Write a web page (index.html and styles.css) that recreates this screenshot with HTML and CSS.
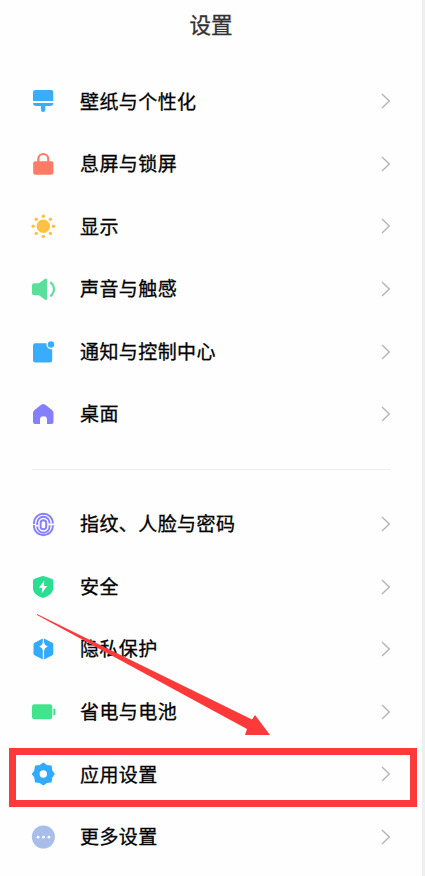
FILE: index.html
```html
<!DOCTYPE html>
<html lang="zh-CN">
<head>
<meta charset="utf-8">
<title>设置</title>
<link rel="stylesheet" href="styles.css">
</head>
<body>
<main class="screen">
  <h1 class="title">设置</h1>
  <ul class="group">
    <li class="row">
      <svg class="icon" viewBox="0 0 24 24" fill="#39adfb"><path d="M4.200 1H20Q22.300 1 22.300 3.200V12H2V3.200Q2 1 4.200 1ZM2 14H22.300Q22.300 17 19 17H14.300V21Q14.300 23 12.200 23Q10 23 10 21V17H5Q2 17 2 14Z"/></svg>
      <span class="label">壁纸与个性化</span>
      <svg class="chevron" viewBox="0 0 10 16"><path d="M1 1L8.300 8L1 15"/></svg>
    </li>
    <li class="row">
      <svg class="icon" viewBox="0 0 24 24"><rect x="2.200" y="9.300" width="20.200" height="13.400" rx="2" fill="#fe7b68"/><path d="M7.300 10V7A5 5 0 0 1 17.300 7V10" fill="none" stroke="#fe7b68" stroke-width="2.200"/></svg>
      <span class="label">息屏与锁屏</span>
      <svg class="chevron" viewBox="0 0 10 16"><path d="M1 1L8.300 8L1 15"/></svg>
    </li>
    <li class="row">
      <svg class="icon" viewBox="0 0 24 24" fill="#ffc143"><circle cx="12.300" cy="12.300" r="6.700"/><circle cx="12.300" cy="2.200" r="1.700"/><circle cx="12.300" cy="22.400" r="1.700"/><circle cx="2.200" cy="12.300" r="1.700"/><circle cx="22.400" cy="12.300" r="1.700"/><circle cx="5.200" cy="5.200" r="1.700"/><circle cx="19.400" cy="5.200" r="1.700"/><circle cx="5.200" cy="19.400" r="1.700"/><circle cx="19.400" cy="19.400" r="1.700"/></svg>
      <span class="label">显示</span>
      <svg class="chevron" viewBox="0 0 10 16"><path d="M1 1L8.300 8L1 15"/></svg>
    </li>
    <li class="row">
      <svg class="icon" viewBox="0 0 24 24"><path d="M3 6.300H8L14 1.700Q16 .7 16 3V21.500Q16 23.800 14 22.800L8 18.200H3Q1 18.200 1 16.200V8.300Q1 6.300 3 6.300Z" fill="#5ae09b"/><path d="M19.300 5Q23 8.300 23 12.200T19.300 19.400" fill="none" stroke="#5ae09b" stroke-width="2.100"/></svg>
      <span class="label">声音与触感</span>
      <svg class="chevron" viewBox="0 0 10 16"><path d="M1 1L8.300 8L1 15"/></svg>
    </li>
    <li class="row">
      <svg class="icon" viewBox="0 0 24 24" fill="#39adfb"><path d="M4.200 3.300H15.700A4.700 4.700 0 0 0 21.200 9.200V20.300Q21.200 22.500 19 22.500H4.200Q2 22.500 2 20.300V5.500Q2 3.300 4.200 3.300Z"/><circle cx="20" cy="4.500" r="3.200"/></svg>
      <span class="label">通知与控制中心</span>
      <svg class="chevron" viewBox="0 0 10 16"><path d="M1 1L8.300 8L1 15"/></svg>
    </li>
    <li class="row">
      <svg class="icon" viewBox="0 0 24 24" fill="#857ffe"><path d="M10.500 2.500Q12.300 1.300 14 2.500L21 8Q22.500 9.300 22.500 11V20Q22.500 22 20.500 22H16V17.500Q16 14.200 12.500 14.200T9 17.500V22H4Q2 22 2 20V11Q2 9.300 3.500 8Z"/></svg>
      <span class="label">桌面</span>
      <svg class="chevron" viewBox="0 0 10 16"><path d="M1 1L8.300 8L1 15"/></svg>
    </li>
  </ul>
  <hr class="divider">
  <ul class="group">
    <li class="row">
      <svg class="icon" viewBox="0 0 24 24" fill="none" stroke="#857ffe" stroke-width="1.900"><path d="M2.900 12V11A9.500 9.200 0 0 1 21.900 11V11.500M21.900 13.200V14A9.500 9.200 0 0 1 2.900 14V13"/><path d="M6.200 13V11A6.200 6.200 0 0 1 18.600 11V11.500M18.600 13.300V14.500A6.200 6.200 0 0 1 6.200 14.500"/><rect x="9.600" y="8.300" width="5.600" height="8.900" rx="2.800"/></svg>
      <span class="label">指纹、人脸与密码</span>
      <svg class="chevron" viewBox="0 0 10 16"><path d="M1 1L8.300 8L1 15"/></svg>
    </li>
    <li class="row">
      <svg class="icon" viewBox="0 0 24 24"><path d="M10.800 1.300Q12 .8 13.200 1.300L20.700 3.800Q22.200 4.400 22.200 5.800V13C22.200 18 18 20.500 13.200 22.600Q12 23.200 10.800 22.600C6 20.500 2 18 2 13V5.800Q2 4.400 3.500 3.800Z" fill="#29df91"/><path d="M13.300 5.500L7.900 12.700H11.200L10.800 18.300L16.200 11.100H12.900Z" fill="#fff"/></svg>
      <span class="label">安全</span>
      <svg class="chevron" viewBox="0 0 10 16"><path d="M1 1L8.300 8L1 15"/></svg>
    </li>
    <li class="row">
      <svg class="icon" viewBox="0 0 24 24"><path d="M10.800 2Q12.500 1.200 14 2L21 5.500Q22.300 6.300 22.300 7.500V16.500Q22.300 17.800 21 18.500L14 22Q12.500 22.800 11 22L4 18.500Q2.500 17.800 2.500 16.500V7.500Q2.500 6.300 4 5.500Z" fill="#31aaff"/><path d="M11.800 1H13V5.500L14 7.800L16.700 9.500L14 11.300L13.100 13.500V23H11.800V13.500L10.900 11.300L8.300 9.500L10.900 7.800L11.800 5.500Z" fill="#fff"/></svg>
      <span class="label">隐私保护</span>
      <svg class="chevron" viewBox="0 0 10 16"><path d="M1 1L8.300 8L1 15"/></svg>
    </li>
    <li class="row">
      <svg class="icon" viewBox="0 0 24 24" fill="#43e38e"><rect x="1" y="4.300" width="20.300" height="15" rx="2.300"/><path d="M22.300 8.500Q24.500 8.500 24.500 10.500V13.500Q24.500 15.500 22.300 15.500Z"/></svg>
      <span class="label">省电与电池</span>
      <svg class="chevron" viewBox="0 0 10 16"><path d="M1 1L8.300 8L1 15"/></svg>
    </li>
    <li class="row highlighted">
      <svg class="icon" viewBox="0 0 24 24"><path d="M12.300 1.300L15.500 3.600L20 4.300L20.700 8.800L23 12L20.700 15.200L20 19.700L15.500 20.400L12.300 22.700L9.100 20.400L4.600 19.700L3.900 15.200L1.600 12L3.900 8.800L4.600 4.300L9.100 3.600Z" fill="#31aaff" stroke="#31aaff" stroke-width="1.400" stroke-linejoin="round"/><circle cx="12.300" cy="12" r="3.700" fill="#fff"/></svg>
      <span class="label">应用设置</span>
      <svg class="chevron" viewBox="0 0 10 16"><path d="M1 1L8.300 8L1 15"/></svg>
    </li>
    <li class="row">
      <svg class="icon" viewBox="0 0 24 24"><circle cx="12.400" cy="12" r="11.500" fill="#a8bdea"/><g fill="#fff"><circle cx="7.100" cy="12.200" r="1.400"/><circle cx="12.500" cy="12.200" r="1.400"/><circle cx="17.900" cy="12.200" r="1.400"/></g></svg>
      <span class="label">更多设置</span>
      <svg class="chevron" viewBox="0 0 10 16"><path d="M1 1L8.300 8L1 15"/></svg>
    </li>
  </ul>
  <svg class="arrow" viewBox="0 0 234 122"><path d="M0 0L215 105.500L218 101L233 121H208L210 115L0 1Z"/></svg>
</main>
</body>
</html>
```
FILE: styles.css
```css
*,
*::after {
  box-sizing: border-box;
}

body {
  margin: 0;
  background: #fff;
  font-family: "Noto Sans CJK SC", sans-serif;
}

.screen {
  position: relative;
  height: 876px;
  padding: 0 31px;
  border-right: 3px solid #efefef;
  overflow: hidden;
  background: #fefefe;
}

.title {
  height: 70px;
  margin: 0;
  padding-top: 8px;
  font-size: 21.5px;
  line-height: 31px;
  font-weight: 400;
  text-align: center;
  color: #333;
  -webkit-text-stroke: 0.3px #333;
}

.group {
  margin: 0;
  padding: 0;
  list-style: none;
}

.row {
  position: relative;
  display: flex;
  align-items: center;
  height: 62.6px;
}

.icon {
  width: 24px;
  height: 24px;
  overflow: visible;
}

.label {
  flex: 1;
  margin-left: 25px;
  padding-bottom: 1.6px;
  font-size: 19px;
  line-height: 28px;
  letter-spacing: 0.42px;
  color: #000;
  -webkit-text-stroke: 0.3px #000;
}

.chevron {
  width: 10px;
  height: 16px;
  fill: none;
  stroke: #b5b5b5;
  stroke-width: 1.4;
}

.divider {
  height: 1px;
  margin: 23.4px 0 22.8px 1px;
  border: 0;
  background: #ededed;
}

.highlighted::after {
  content: "";
  position: absolute;
  top: 4.800px;
  left: -22px;
  width: 408px;
  height: 59px;
  border: 7px solid #fd3939;
}

.arrow {
  position: absolute;
  top: 614px;
  left: 37px;
  width: 234px;
  height: 122px;
  fill: #fd3939;
}
```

● GOAL
Track down every line holding the string "index" and copy it.

● TASK RESPONSE
Write a web page (index.html and styles.css) that recreates this screenshot with HTML and CSS.
FILE: index.html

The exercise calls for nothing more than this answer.